4.3 KiB

Raw Blame History

EcoSpecies Modernization Roadmap

Target Product

Create a Docker Compose-based, open-source EcoSpecies successor that:

ingests legacy SLH text files and future species submissions
exposes a stable API for species, sections, citations, and ecological linkages
provides a responsive public web app
supports researcher/editor workflows for curation and publishing
generates exports aligned with legacy reporting needs and future FLELMR-style outputs

Recommended Stack

Core platform

Backend: Python API service
Primary datastore: PostgreSQL
Search/indexing: PostgreSQL full-text initially, optional Meilisearch/OpenSearch later
Frontend: static SPA or React-based client once requirements stabilize
Deployment/runtime: Docker Compose for development and small-scale deployment

Why this stack

permissive licenses
strong support for text ingestion, APIs, and data processing
easy local development
clear path from prototype to production

Product Capabilities By Phase

Phase 0: Discovery and migration planning

Inventory legacy assets and user-facing capabilities.
Capture the replacement architecture and ingestion strategy.
Define acknowledgements, provenance, and licensing boundaries.

Phase 1: Ingestion foundation

Parse legacy .txt SLH inputs into structured JSON records.
Normalize common metadata: title, scientific name, common name, FLELMR code, headings, references.
Create ingest diagnostics to flag malformed files and missing metadata.

Phase 2: Public read experience

Species listing and search.
Species detail view with section navigation.
Provenance and acknowledgement display.
Summary metrics on corpus coverage.

Phase 3: Structured persistence

Move parsed content into PostgreSQL.
Add editor-safe import jobs and audit metadata.
Preserve raw source alongside normalized records.
Establish authentication and role-based access for editor and admin workflows.
Add persisted editorial workflow state for draft, review, and published records.
Make document sections individually addressable for editor review and revision, with audit history for section-level changes.

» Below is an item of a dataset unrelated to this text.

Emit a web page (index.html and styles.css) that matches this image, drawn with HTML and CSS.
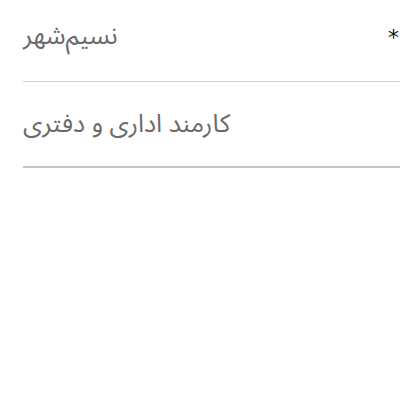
FILE: index.html
```html
<!DOCTYPE html>
<html lang="fa" dir="rtl">
<head>
<meta charset="utf-8">
<link rel="stylesheet" href="styles.css">
</head>
<body>
<div class="form">
  <div class="field field-first">
    <span class="req">*</span>
    <span class="value">نسیم‌شهر</span>
  </div>
  <div class="field field-second">
    <span class="value">کارمند اداری و دفتری</span>
  </div>
</div>
</body>
</html>
```
FILE: styles.css
```css
html, body {
  margin: 0;
  padding: 0;
  background: #fff;
}
body {
  font-family: "Noto Sans Arabic", "Noto Sans Arabic UI", "DejaVu Sans", sans-serif;
  direction: rtl;
}
.form {
  padding: 0 0 0 23px;
}
.field {
  display: flex;
  align-items: center;
  box-sizing: border-box;
  color: #6b6b6b;
  font-size: 25.3px;
  line-height: 1.4;
}
.field-first {
  height: 82px;
  border-bottom: 1px solid #cfcfcf;
  padding-bottom: 8px;
}
.field-second {
  height: 86px;
  border-bottom: 2px solid #c4c4c4;
  padding-top: 2px;
}
.req {
  color: #111;
  font-family: "DejaVu Sans", sans-serif;
  font-size: 22px;
  line-height: 1;
  align-self: flex-start;
  margin-top: 27px;
  margin-right: 1px;
}
.value {
  margin-right: auto;
}
```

Phase 4: Linkages and visualization

Model predator/prey, habitat, and ecological association edges.
Add graph endpoints and species-relationship views.
Support public-friendly visual explanations and expert filters.

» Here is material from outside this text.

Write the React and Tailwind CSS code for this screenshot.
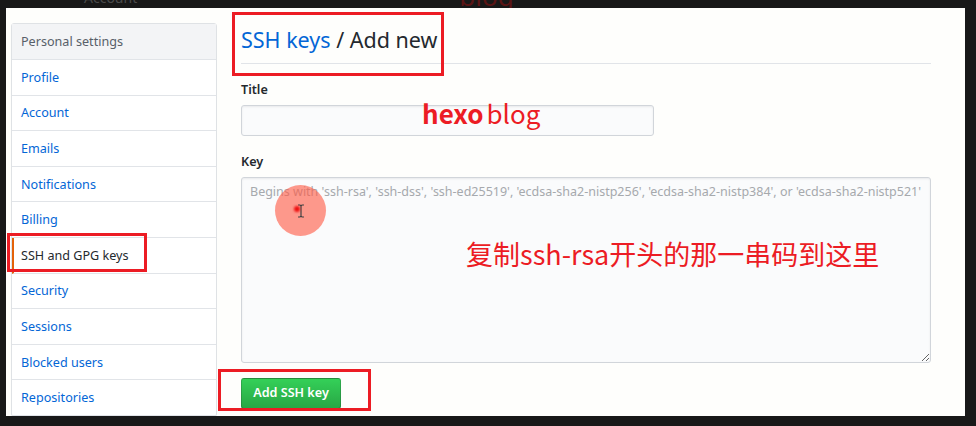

Phase 5: Reports and export

Recreate legacy-like text/RTF export.
Add machine-readable export formats such as JSON and Markdown.
Support FLELMR-oriented authoring/export profiles.

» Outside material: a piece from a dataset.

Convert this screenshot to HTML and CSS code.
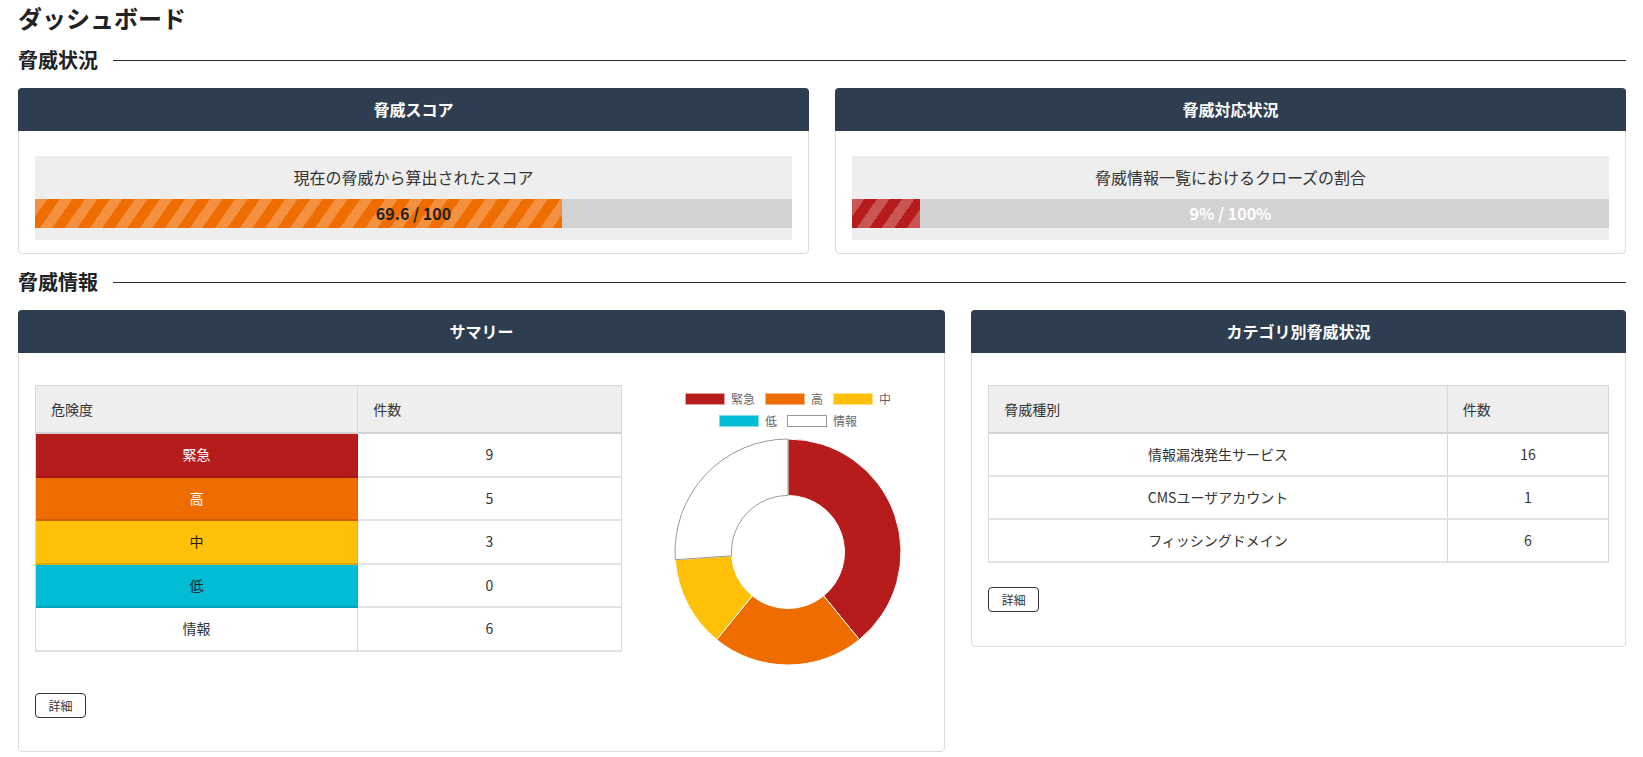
FILE: index.html
```html
<!DOCTYPE html>
<html lang="ja">
<head>
    <meta charset="UTF-8">
    <meta name="viewport" content="width=device-width, initial-scale=1.0">
    <title>ダッシュボード</title>
    <link rel="stylesheet" href="styles.css">
</head>
<body>
    <h1 class="page-title">ダッシュボード</h1>

    <h2 class="section-title">脅威状況</h2>
    <div class="row-half">
        <div class="card">
            <div class="card-header">脅威スコア</div>
            <div class="card-body score-body">
                <div class="score-box">
                    <p class="score-caption">現在の脅威から算出されたスコア</p>
                    <div class="bar">
                        <div class="bar-fill fill-orange" style="width: 69.6%"></div>
                        <span class="bar-label">69.6 / 100</span>
                    </div>
                </div>
            </div>
        </div>
        <div class="card">
            <div class="card-header">脅威対応状況</div>
            <div class="card-body score-body">
                <div class="score-box">
                    <p class="score-caption">脅威情報一覧におけるクローズの割合</p>
                    <div class="bar">
                        <div class="bar-fill fill-red" style="width: 9%"></div>
                        <span class="bar-label label-light">9% / 100%</span>
                    </div>
                </div>
            </div>
        </div>
    </div>

    <h2 class="section-title">脅威情報</h2>
    <div class="row-info">
        <div class="card">
            <div class="card-header">サマリー</div>
            <div class="card-body summary-body">
                <div class="summary-row">
                    <table class="data-table summary-table">
                        <thead>
                            <tr><th class="col-level">危険度</th><th>件数</th></tr>
                        </thead>
                        <tbody>
                            <tr><td class="lv-critical">緊急</td><td>9</td></tr>
                            <tr><td class="lv-high">高</td><td>5</td></tr>
                            <tr><td class="lv-medium">中</td><td>3</td></tr>
                            <tr><td class="lv-low">低</td><td>0</td></tr>
                            <tr><td>情報</td><td>6</td></tr>
                        </tbody>
                    </table>
                    <div class="chart">
                        <ul class="legend">
                            <li><span class="swatch sw-critical"></span>緊急</li>
                            <li><span class="swatch sw-high"></span>高</li>
                            <li><span class="swatch sw-medium"></span>中</li>
                            <li><span class="swatch sw-low"></span>低</li>
                            <li><span class="swatch sw-info"></span>情報</li>
                        </ul>
                        <svg class="donut" width="230" height="230" viewBox="0 0 230 230">
                            <path d="M115,2 A113,113 0 0 1 186.34,202.64 L150.67,158.82 A56.5,56.5 0 0 0 115,58.5 Z" fill="#b71c1c" stroke="#fff" stroke-width="1"/>
                            <path d="M186.34,202.64 A113,113 0 0 1 43.66,202.64 L79.33,158.82 A56.5,56.5 0 0 0 150.67,158.82 Z" fill="#ef6c00" stroke="#fff" stroke-width="1"/>
                            <path d="M43.66,202.64 A113,113 0 0 1 2.26,122.71 L58.63,118.85 A56.5,56.5 0 0 0 79.33,158.82 Z" fill="#ffc107" stroke="#fff" stroke-width="1"/>
                            <path d="M2.26,122.71 A113,113 0 0 1 115,2 L115,58.5 A56.5,56.5 0 0 0 58.63,118.85 Z" fill="#fff" stroke="#999" stroke-width="1"/>
                        </svg>
                    </div>
                </div>
                <button class="btn-detail">詳細</button>
            </div>
        </div>
        <div class="card">
            <div class="card-header">カテゴリ別脅威状況</div>
            <div class="card-body category-body">
                <table class="data-table category-table">
                    <thead>
                        <tr><th class="col-type">脅威種別</th><th>件数</th></tr>
                    </thead>
                    <tbody>
                        <tr><td>情報漏洩発生サービス</td><td>16</td></tr>
                        <tr><td>CMSユーザアカウント</td><td>1</td></tr>
                        <tr><td>フィッシングドメイン</td><td>6</td></tr>
                    </tbody>
                </table>
                <button class="btn-detail">詳細</button>
            </div>
        </div>
    </div>
</body>
</html>
```

FILE: styles.css
```css
body {
    margin: 0;
    padding: 0 17px 0 18px;
    font-family: "Noto Sans CJK JP", "Noto Sans", sans-serif;
    color: #333;
    background-color: #fff;
}

.page-title {
    margin: 2px 0 0;
    font-size: 24px;
    line-height: 31px;
    font-weight: bold;
    color: #222;
}

.section-title {
    display: flex;
    align-items: center;
    gap: 15px;
    margin: 14px 0 15px;
    font-size: 20px;
    line-height: 26px;
    font-weight: bold;
    color: #222;
}

.section-title::after {
    content: "";
    flex: 1;
    height: 1px;
    background-color: #2b2b2b;
}

.row-half + .section-title {
    margin-top: 15px;
    margin-bottom: 15px;
}

.row-half {
    display: grid;
    grid-template-columns: 1fr 1fr;
    gap: 26px;
}

.row-info {
    display: grid;
    grid-template-columns: calc((100% + 26px) * 7 / 12 - 26px) 1fr;
    gap: 26px;
    align-items: start;
}

.card {
    border: 1px solid #dcdcdc;
    border-radius: 4px;
    background-color: #fff;
}

.card-header {
    margin: -1px -1px 0;
    height: 43px;
    line-height: 43px;
    text-align: center;
    background-color: #2e3d4f;
    color: #fff;
    font-size: 16px;
    font-weight: bold;
    border-radius: 4px 4px 0 0;
}

.card-body {
    padding: 32px 16px 33px;
}

.category-body {
    padding-bottom: 34px;
}

.score-body {
    padding: 25px 16px 13px;
}

.score-box {
    background-color: #eee;
    padding-bottom: 12px;
}

.score-caption {
    margin: 0;
    height: 43px;
    line-height: 43px;
    text-align: center;
    font-size: 16px;
    color: #333;
}

.bar {
    position: relative;
    height: 29px;
    background-color: #d2d2d2;
}

.bar-fill {
    height: 100%;
    background-image: repeating-linear-gradient(125deg, rgba(255, 255, 255, 0.25) 0 10.2px, transparent 10.2px 20.5px);
}

.fill-orange {
    background-color: #ef6c00;
}

.fill-red {
    background-color: #b71c1c;
}

.bar-label {
    position: absolute;
    inset: 0;
    line-height: 29px;
    text-align: center;
    font-size: 16px;
    font-weight: bold;
    color: #222;
}

.label-light {
    color: #fff;
}

.summary-row {
    display: grid;
    grid-template-columns: calc((100% + 26px) * 8 / 12 - 26px) 1fr;
    gap: 26px;
    align-items: start;
    margin-bottom: 26px;
}

.data-table {
    width: 100%;
    border-collapse: separate;
    border-spacing: 0;
    border-top: 1px solid #d8d8d8;
    border-left: 1px solid #d8d8d8;
    font-size: 14px;
    color: #333;
}

.data-table th,
.data-table td {
    padding: 0 15px;
    border-right: 1px solid #d8d8d8;
    border-bottom: 2px solid #e2e2e2;
}

.data-table th {
    height: 46px;
    line-height: 46px;
    text-align: left;
    font-weight: normal;
    background-color: #eee;
    border-bottom-color: #d4d4d4;
}

.data-table td {
    height: 41.6px;
    line-height: 41.6px;
    text-align: center;
}

.category-table {
    margin-bottom: 24px;
}

.category-table td {
    height: 41px;
    line-height: 41px;
}

.col-level {
    width: 55%;
}

.col-type {
    width: 74%;
}

.lv-critical {
    background-color: #b71c1c;
    color: #fff;
}

.lv-high {
    background-color: #ef6c00;
    color: #fff;
}

.lv-medium {
    background-color: #ffc107;
    color: #222;
}

.lv-low {
    background-color: #00bcd4;
    color: #222;
}

.data-table .lv-critical,
.data-table .lv-high,
.data-table .lv-medium,
.data-table .lv-low {
    border-bottom-color: rgba(0, 0, 0, 0.12);
    border-right-color: rgba(0, 0, 0, 0.08);
}

.chart {
    height: 282px;
    display: flex;
    flex-direction: column;
    align-items: center;
}

.legend {
    list-style: none;
    margin: 0;
    padding: 8px 0 10px;
    max-width: 250px;
    display: flex;
    flex-wrap: wrap;
    justify-content: center;
    gap: 10px;
    font-size: 12px;
    line-height: 12px;
    color: #666;
}

.legend li {
    display: flex;
    align-items: center;
    gap: 6px;
}

.swatch {
    display: inline-block;
    width: 40px;
    height: 12px;
    box-sizing: border-box;
}

.sw-critical {
    background-color: #b71c1c;
    border: 1px solid #e8a0a0;
}

.sw-high {
    background-color: #ef6c00;
    border: 1px solid #f6b680;
}

.sw-medium {
    background-color: #ffc107;
    border: 1px solid #ffe083;
}

.sw-low {
    background-color: #00bcd4;
    border: 1px solid #80dde9;
}

.sw-info {
    background-color: #fff;
    border: 1px solid #999;
}

.donut {
    display: block;
}

.btn-detail {
    display: block;
    width: 51px;
    height: 25px;
    padding: 0;
    font-family: inherit;
    font-size: 12px;
    color: #333;
    background-color: #fff;
    border: 1px solid #333;
    border-radius: 4px;
    cursor: pointer;
}
```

Phase 6: Assisted research workflows

Add local-LLM-assisted extraction and drafting in a human-review loop.
Integrate bibliography tooling for citation consolidation.
Support candidate-species intake for records not yet in the historical corpus.
Restrict assisted drafting and publication actions to authenticated editorial roles.

Data Model Direction

Initial core entities:

species
source_document
document_section
citation
taxon
linkage
media_asset
ingest_run

Key design rules:

preserve raw source text
retain provenance and import timestamps
separate public published records from draft/editor states
make sections addressable for citation and graph linking

LLM Extension Strategy

Use local models only for assistive tasks, never silent publication:

extracting candidate structured fields from new SLH text
suggesting missing headings or linkage labels
clustering similar citations
drafting summaries for editor review

Guardrails:

raw text remains authoritative
all generated content is marked as draft
every automated extraction stores source spans where possible

Development Roadmap

Implement a thin ingestion API over the legacy text corpus.
Build a responsive browser UI for listing and viewing species.
Add a persistent PostgreSQL-backed ingest store.
Introduce export and visualization services.
Add editorial workflows and local-LLM assistance.

Definition Of Done For The Initial Milestone

docker compose up starts a working API and frontend.
The system can enumerate the legacy corpus and show parsed species detail for at least one real SLH file.
Project docs describe the migration approach, target architecture, and next phases.